We talk on the phone and it’s weird how much we have in common even though he is so much older than me. He has connections to publishers and he wants to help get the book published. He is also connected to the daughter of the headmaster at the time I was a kid - a woman who has been involved with some major fundraising efforts recently - and so has the ties to the school that we need to get their support.

I decided to get my hands on a draft of the book before I speak to my dad, because dad is fading, and he has never gotten through the publish process - not just because that’s a whole other skill set from writing, but also because I think my dad is not very open to the criticism that the process of getting published takes. And now, with him older, I’m not sure how he will take people taking over his baby, or whether he is capable of helping to finalize revisions, but I also think he is lonely and a project like this with people from the school he loved so much could be a lifeline.

I have never read the book, but I recall that dad had said he had completed it. I suspect that, like most of dad’s writing, it is technically beautifully written but missing in the emotional connection and page turning plot movements that make writing really compelling. I also know that the founding of the school involved breaking a very strange will, which I read when I was in school, and that it could be a story that has broader interest than just the alumni.

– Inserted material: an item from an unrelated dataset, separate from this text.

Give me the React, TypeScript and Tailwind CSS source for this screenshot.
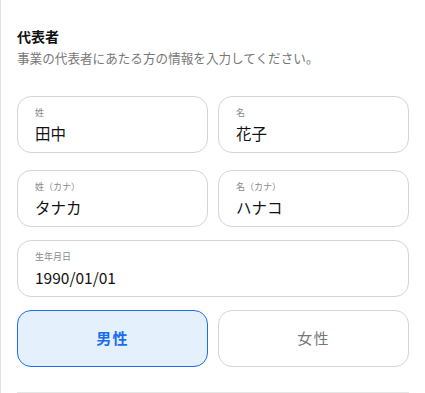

A little internet sleuthing leads me to find that a historian in Birmingham wrote an article for the local historical society several years back based on the manuscript. This is Tom, John Badham’s brother - not an alum of my school, but, apparently, a guy who just loves loves loves doing research. He recently helped rewrite a history book that is on its way to best seller status. Without much more information, he is volunteering to also help with the publishing process. His brother was on the board of the school for many years, so that connection is also valuable to the project.

And he found a draft!

So we are on our way and at any rate I’m meeting some cool people and getting into a fun project.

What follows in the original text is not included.